The moratorium’s job losses triggered a mass population exodus out of St. John’s and its neighbouring communities. Amongst those who left was a young Charles, a true Newfie (a local name for people from the area) and someone who, as a kid, had earned his pocket money on the docks of St. John’s selling cod tongues. As an aspiring chef he didn’t see any point in sticking around though and at the age of 20 he ended up in culinary school in Montreal. There, he spent a few formative years working with celebrated chefs such as Claude Pelletier, but Charles’ biggest cooking inspiration was always his childhood and the land he grew up in. Rich in experience, and aware of his homeland’s fertile terroir with its abundance of seafood and game, he concluded that it would be the basis of an interesting restaurant experience. After five years spent co-founding the award-winning Atlantic restaurant and meeting future business partner Jeremy Bonia –an acclaimed sommelier– the two of them opened Raymond’s inside an ancient building on St John’s main street, named after both Bonia’s father and Charles’ grandfather.
“This is it, gentlemen” Charles said, as he pointed myself and Mark towards a small collection of colourful but weathered, wooden houses. “But first, we have to get some firewood.” Moments later we were picking driftwood off the beach and throwing it on to the back of the truck before lighting a bonfire on his grandmother’s lawn located about a hundred meters from the sea, all whilst Charles fired up a gas burner with a massive cooking pot full of seawater. “Chef, you’re in charge of the meat” Charles said to Mark as he threw him a couple of huge, dry-aged steaks which Best obligingly grilled to sizzling perfection on the embers of the driftwood fire. Eventually Charles started pulling out red and plump looking crustaceans from his steaming pot, dishing them out to many hungry disciples spread across his grandmother’s lawn. And so we lay there, picking the juiciest lobster and snow crab directly out of their shells with the occasional alternating slice of char grilled steak while we drank Chassagne-Montrachet out of water glasses. The only noise came from the fire and the bubbling pot.
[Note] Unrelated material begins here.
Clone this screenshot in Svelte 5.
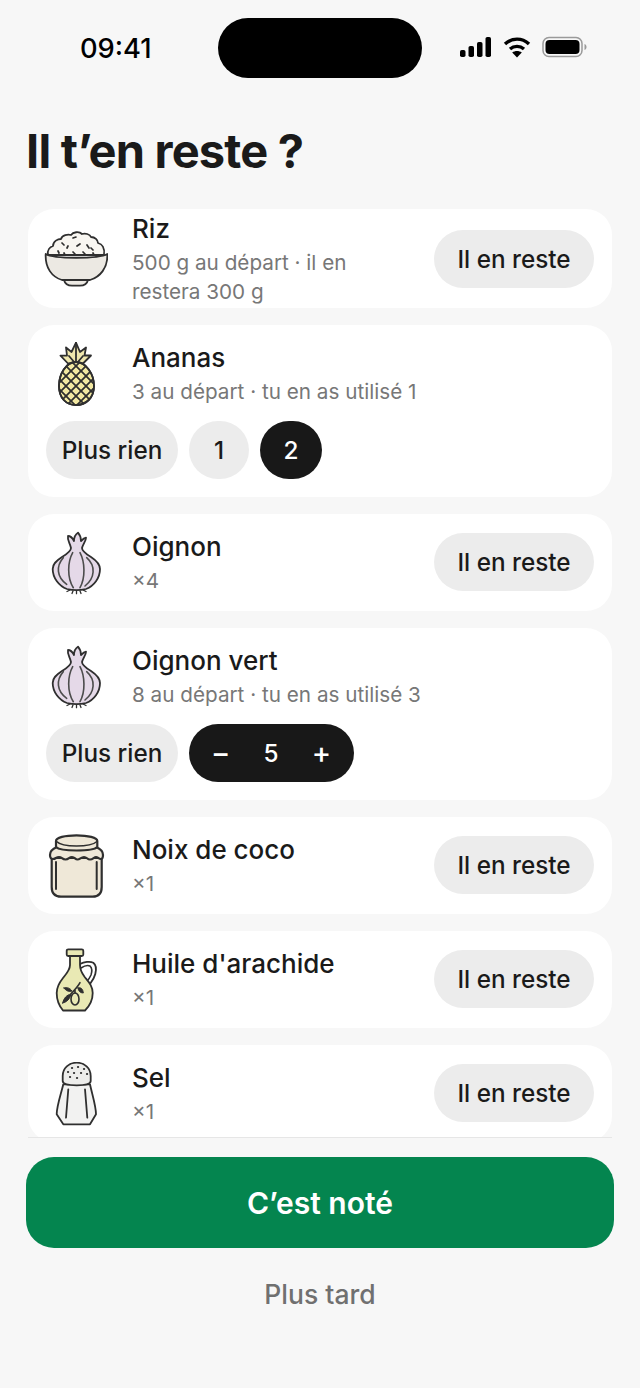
<script>
  const items = [
    { id: 'rice', name: 'Riz', sub: '500 g au départ · il en restera 300 g', tall: true },
    { id: 'pine', name: 'Ananas', sub: '3 au départ · tu en as utilisé 1', choices: ['1', '2'], selected: '2' },
    { id: 'onion', name: 'Oignon', sub: '×4' },
    { id: 'onion', name: 'Oignon vert', sub: '8 au départ · tu en as utilisé 3', stepper: 5 },
    { id: 'jar', name: 'Noix de coco', sub: '×1' },
    { id: 'oil', name: "Huile d'arachide", sub: '×1' },
    { id: 'salt', name: 'Sel', sub: '×1' }
  ];
  const diamonds = [];
  for (let i = -5; i <= 5; i++) diamonds.push(i);
</script>

{#snippet icon(id)}
  <svg class="icon" viewBox="0 0 64 64" fill="none" stroke="#2f2f2f" stroke-width="1.800" stroke-linecap="round" stroke-linejoin="round" aria-hidden="true">
    {#if id === 'rice'}
      <path fill="#f8f6f1" d="M4 29C3 24 6 21 9 20c0-5 5-7 8-7 1-4 7-5 10-4 2-3 8-4 11-1 3-1 8 0 9 3 4 0 7 3 7 6 4 1 7 5 6 12z"/>
      <path fill="#ece9e3" d="M20 54c1 4 4 5.700 8 5.700h8c4 0 7-1.700 8-5.700z"/>
      <path fill="#ece9e3" d="M1.700 28c8 5 53 5 61.600 0 .7 14-7.300 23-17.300 26H18C8 51 1 42 1.700 28z"/>
      <path stroke-width="1.700" d="M18 17l2 2M29 12l3-1M33 20l3-2M43 19l2 3M47 22l2 2M20 27l1 2M29 26l2 2M39 26l2 2M49 27l1 2M14 25l1 2M24 20l-1 2"/>
    {:else if id === 'pine'}
      <path fill="#efe7ad" d="M32 .7l4 9.300 6-4.500-1.500 8 6.500 0-8 8H24l-7.500-7.800 6.500-.2-1-8 5.500 4.500z"/>
      <path d="M32 .7v20M25 14l6 7M39 14l-6 7"/>
      <defs><clipPath id="pine-clip"><path d="M32 20c10 0 18 12 18 24 0 12-8 19-18 19s-17-7-17-19c0-12 7-24 17-24z"/></clipPath></defs>
      <path fill="#f2e8a2" d="M32 20c10 0 18 12 18 24 0 12-8 19-18 19s-17-7-17-19c0-12 7-24 17-24z"/>
      <g clip-path="url(#pine-clip)" stroke-width="1.700">
        {#each diamonds as d}
          <path d={`M${d * 10 + 2} 14L${d * 10 + 62} 74M${d * 10 + 62} 14L${d * 10 + 2} 74`}/>
        {/each}
      </g>
      <path d="M32 20c10 0 18 12 18 24 0 12-8 19-18 19s-17-7-17-19c0-12 7-24 17-24z"/>
    {:else if id === 'onion'}
      <path fill="#e5d9e8" d="M27 17C26 12 23 9 24 5c3 0 5 3 6 5 0-4 2-7 4-8.300C36 4 37 7 37 10c2-2 3-3 5-3.300C42 10 39 13 38 17c0 3 4 6 9 9 6 4 9 7 9 12 0 9-6 17-14 20-6 1.500-13 1.500-19 0C15 55 8.700 47 8.700 38c0-5 3.300-8 9.300-12 5-3 9-6 9-9z"/>
      <path stroke="#4c4c4c" stroke-width="1.600" d="M28.700 21.700C23.500 31 23 47 29.300 56.700M36 21.700C41 31 41.500 47 36 56.700M19.300 26.700C12 35 12.500 46 22.700 53.300M42.700 26.700C52 35 51 47 41 55"/>
      <path stroke-width="1.300" d="M26 59l-3 1.500M29 60l-1 2.500M32.500 60v2.700M36 60l1 2.500M39 59l3 1.500"/>
    {:else if id === 'jar'}
      <path fill="#efe8d8" stroke-width="2.200" d="M7.700 26c0-1 .3-2 .8-2h48.500c.4 0 .7 1 .7 2v27c0 6-3 9.700-9 9.700H17c-6 0-9.300-3.700-9.300-9.700z"/>
      <path fill="#efe8d8" stroke-width="2.200" d="M13 13c-5 2-7 4-7 8 0 2 1 4 3 4 3 0 3-2 6-2 3 0 3 2.500 6.500 2.500S25 23 28 23s3 2.500 5.500 2.500S37 23 40 23s3 2.500 6 2.500 4-2.500 6-2.500 2.500 2 5 2c2 0 2-3 2-4 0-4-2-6-7-8z"/>
      <path fill="#efe8d8" stroke-width="2.200" d="M12 7c0-3.500 9-5.700 20.500-5.700S53.300 3.500 53.300 7v6c-2 2-10 3.500-20.800 3.500S14 15 12 13z"/>
      <path stroke-width="1.600" d="M12.500 7.500c3 3 11 4.500 20 4.500s17-1.500 20.500-4.500"/>
      <path stroke-width="2" d="M12 28v27M52.700 28v27"/>
    {:else if id === 'oil'}
      <path d="M36 16c4-2 10-3 13.300-1.300 3 2.300 3 7.300 2 11.300-1 4-3 7-5.300 10"/>
      <path stroke-width="1.600" d="M37 20c3-2 7-3 9-2 2 2 2 6 1 9-1 2-2 4-3 5"/>
      <path fill="#e9e9b4" d="M26 7v10c0 5-3 8-7 13-4 5-6.300 10-6.300 15 0 7 3 13.500 6.300 17.500h22c4-4 7.700-10 7.700-17.500 0-7-4-11-8-16-3-4-4.700-7-4.700-12V7z"/>
      <rect x="22.700" y="1.300" width="16.600" height="6.700" rx="1.500" fill="#e9e9b4"/>
      <ellipse cx="31" cy="51" rx="4" ry="6" fill="#e9e9b4" stroke-width="1.600"/>
      <path fill="#2f2f2f" stroke-width="1" d="M18.700 55c1-5 4-8 8.300-9-1 5-4 8-8.300 9zM20 40c3-1 6 0 8 3-3 1-6 0-8-3zM34 40c3-1 5 1 5.300 5-3 0-5-2-5.300-5z"/>
      <path stroke-width="1.600" d="M36 34.700c-2 4-5 7-9 11M31 45v-3"/>
    {:else if id === 'salt'}
      <path fill="#f2f2f1" d="M19.300 22.300C17 32 12.700 44 12.700 52.300l6.600 10h26.700l6-10C52 44 48 32 46 22.300z"/>
      <path d="M24.300 27.300L22 55.700M41 27.300l2.300 28.400"/>
      <path fill="#ededeb" d="M18.700 19v-5C18.700 6 25 .7 32.700.7s14 5.300 14 13.300v5c0 3-4 4.300-14 4.300s-14-1.300-14-4.300z"/>
      <path stroke-width="2.200" d="M28 6h.1M34 5h.1M40 7h.1M24 10h.1M30 11h.1M37 11h.1M43 12h.1M33 16h.1M26 15h.1"/>
    {/if}
  </svg>
{/snippet}

<main class="screen">
  <header class="status">
    <span class="time">09:41</span>
    <span class="island"></span>
    <span class="sys">
      <svg width="32" height="20" viewBox="0 0 32 20" fill="#000" aria-hidden="true">
        <rect x="0" y="13" width="5.500" height="7" rx="1.800"/>
        <rect x="8.500" y="9" width="5.500" height="11" rx="1.800"/>
        <rect x="17" y="5" width="5.500" height="15" rx="1.800"/>
        <rect x="25.500" y="0" width="5.500" height="20" rx="1.800"/>
      </svg>
      <svg width="28" height="22" viewBox="0 0 28 22" fill="none" stroke="#000" stroke-width="3.400" aria-hidden="true">
        <path d="M2 8c7-6.500 17-6.500 24 0"/>
        <path d="M7 13c4-3.500 10-3.500 14 0"/>
        <path fill="#000" stroke="none" d="M14 21.500l-4.800-5c2.800-2 6.800-2 9.600 0z"/>
      </svg>
      <svg width="46" height="22" viewBox="0 0 46 22" fill="none" aria-hidden="true">
        <rect x="1" y="1.500" width="39" height="19" rx="6" stroke="#9a9a9a" stroke-width="1.500"/>
        <rect x="3.500" y="4" width="34" height="14" rx="4" fill="#000"/>
        <path d="M42.500 8c1.500.5 2 1.800 2 3s-.5 2.500-2 3z" fill="#9a9a9a"/>
      </svg>
    </span>
  </header>

  <h1>Il t’en reste ?</h1>

  <section class="list">
    {#each items as item}
      <article class="card" class:tall={item.tall} class:open={item.choices || item.stepper}>
        <div class="row">
          {@render icon(item.id)}
          <div class="text">
            <div class="name">{item.name}</div>
            <div class="sub">{item.sub}</div>
          </div>
          {#if !item.choices && !item.stepper}
            <button class="pill side">Il en reste</button>
          {/if}
        </div>
        {#if item.choices}
          <div class="actions">
            <button class="pill none">Plus rien</button>
            {#each item.choices as c}
              <button class="pill num" class:on={c === item.selected}>{c}</button>
            {/each}
          </div>
        {:else if item.stepper}
          <div class="actions">
            <button class="pill none">Plus rien</button>
            <div class="stepper"><span class="sign">−</span><span>{item.stepper}</span><span class="sign">+</span></div>
          </div>
        {/if}
      </article>
    {/each}
  </section>

  <footer>
    <button class="cta">C’est noté</button>
    <button class="later">Plus tard</button>
  </footer>
</main>

<style>
  :global(body) { margin: 0; background: #f7f7f7; }
  * { box-sizing: border-box; }
  .screen {
    width: 640px;
    height: 1388px;
    background: #f7f7f7;
    color: #1a1a1a;
    font-family: Inter, "Liberation Sans", sans-serif;
    overflow: hidden;
  }
  .status {
    height: 78px;
    padding: 18px 52px 0 80px;
    display: flex;
    align-items: center;
  }
  .time { width: 73px; font-size: 27.300px; font-weight: 500; color: #000; }
  .island { width: 204px; height: 60px; margin-left: 65px; border-radius: 30px; background: #000; }
  .sys { display: flex; align-items: center; gap: 11px; margin: -2px 0 0 auto; }
  h1 {
    margin: 45px 0 0 26px;
    height: 56px;
    font-size: 47px;
    line-height: 56px;
    font-weight: 700;
    letter-spacing: -0.8px;
  }
  .list {
    margin: 30px 28px 0;
    height: 928px;
    overflow: hidden;
    display: flex;
    flex-direction: column;
    gap: 17px;
  }
  .card {
    flex: none;
    background: #fff;
    border-radius: 26px;
    padding: 20px 18px 19px;
  }
  .card.tall { height: 99px; }
  .card.open { padding-bottom: 18px; }
  .row { height: 58px; display: flex; align-items: center; }
  .icon { width: 64px; height: 64px; flex: none; margin-left: -2px; }
  .text { flex: 1; min-width: 0; margin-left: 24px; padding-right: 20px; }
  .tall .text { margin-top: 3px; }
  .name { font-size: 26px; line-height: 32px; font-weight: 500; }
  .sub { margin-top: 3px; font-size: 20.700px; line-height: 29px; color: #777; }
  .pill {
    flex: none;
    height: 58px;
    padding: 0;
    border: 0;
    border-radius: 29px;
    background: #ececec;
    color: #1a1a1a;
    font: 500 24.300px Inter, "Liberation Sans", sans-serif;
  }
  .side { width: 160px; margin-bottom: 2px; }
  .tall .side { margin-bottom: 0; margin-top: 2px; }
  .actions { margin-top: 18px; display: flex; gap: 11px; }
  .none { width: 132px; }
  .num { width: 60px; }
  .num.on { width: 62px; background: #181818; color: #fff; }
  .stepper {
    width: 165px;
    height: 58px;
    padding: 0 23px 0 22px;
    border-radius: 29px;
    background: #181818;
    color: #fff;
    font-size: 24.300px;
    font-weight: 500;
    display: flex;
    align-items: center;
    justify-content: space-between;
  }
  .sign { font-size: 29px; font-weight: 500; line-height: 30px; }
  footer {
    margin: 0 26px;
    padding-top: 20px;
    position: relative;
    display: flex;
    flex-direction: column;
    align-items: center;
  }
  footer::before {
    content: "";
    position: absolute;
    top: 0;
    left: 2px;
    right: 2px;
    height: 1px;
    background: #e6e6e6;
  }
  .cta {
    width: 100%;
    height: 91px;
    border: 0;
    border-radius: 28px;
    background: #04854f;
    color: #fff;
    font: 600 30px Inter, "Liberation Sans", sans-serif;
  }
  .later {
    margin-top: 26px;
    height: 40px;
    border: 0;
    background: none;
    color: #707070;
    font: 500 26.500px Inter, "Liberation Sans", sans-serif;
  }
</style>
The image of a smiling Jeremy Charles fishing giant crabs and lobsters out of a boiling pot on his grandmother’s lawn is a powerful visual enforcement of a man at peace in his own personal terroir. He’s truly at one with Newfoundland, and it’s hard not to be enraptured by his utterly genuine and humble expression of love. Later that day, as our plane took off from St. John’s and I watched the rocky outliers of the Newfoundland landscape disappear under a layer of clouds, I felt utter contentment at having witnessed this connection. It was the realest thing I’ve seen in years.